Willow Springs, NC

After a few months of transitions, we are finally settling in at our new home. Thus far, it has been entirely pleasant to be here, and with each passing day, I feel that our decision to move here was the right one.
Of course, this is, as always, a developing view as we have not yet begun to look for jobs. However, we have socialized a couple of times, and in these tentative socail interactions, we have felt welcome and accepted. It's amazing to me that in our short time here, we already feel more positivity and acceptance than we ever felt in our torturous five years in Hawaii.
When people ask us why we left, or how we could ever think to leave such a beautiful place, I really feel guilty in having to tell them of all our problems there. It feels like I am ruining their idea of the place by throwing in our reality. At the same time, I feel a bit bad to speak ill of the place; isn't that funny!? Five years of unhappiness at virtually every aspect of that place save the weather, and I actually feel wrong to speak ill of it!
The truth is that I realize the limited scope of our reality there, and that others might find it entirely different from my sad view. I am usually quick to tell people that it is more acceptible for the independently wealthy, the retired, or the student/surfer, living life purely to party. But at the same time, I am equally quick to point out that "locals" are not very accepting of "mainlanders" and that a feeling of racism and anti-outsiderism pervades so much of the interactions, even on a casual basis, with local people.

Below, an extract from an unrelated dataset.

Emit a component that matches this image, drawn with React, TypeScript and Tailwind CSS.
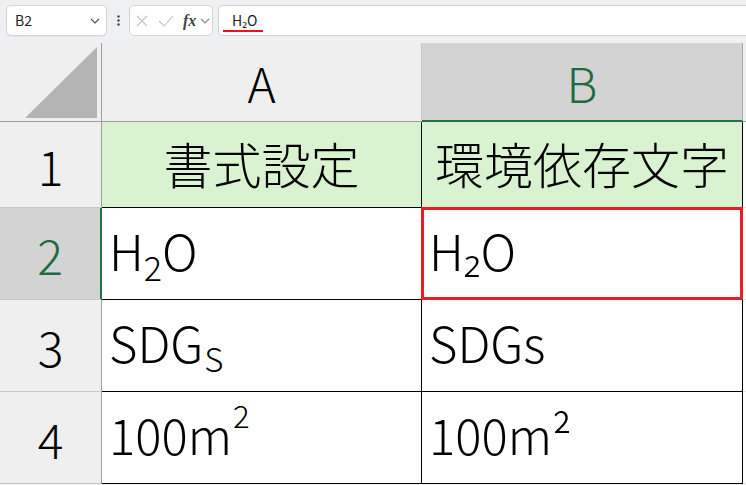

The truth is that it will take a long time indeed for me to deal with my experience in Hawaii. So much of it was so negative that I shrink from the task of recalling it. What a miserable place it truly was for me! Even now, I still feel a great depth of malevolence for it. So I guess it is best not to speak more on it until I can get a little more perspective. Suffice it to say for now that the only thing of benefit I can admit right now it that we made a great profit on the sale of our house there.
We will have to see if there is anything else more positive I can say about the place. (I still fantasize about it sinking to the bottom of the Pacific though.)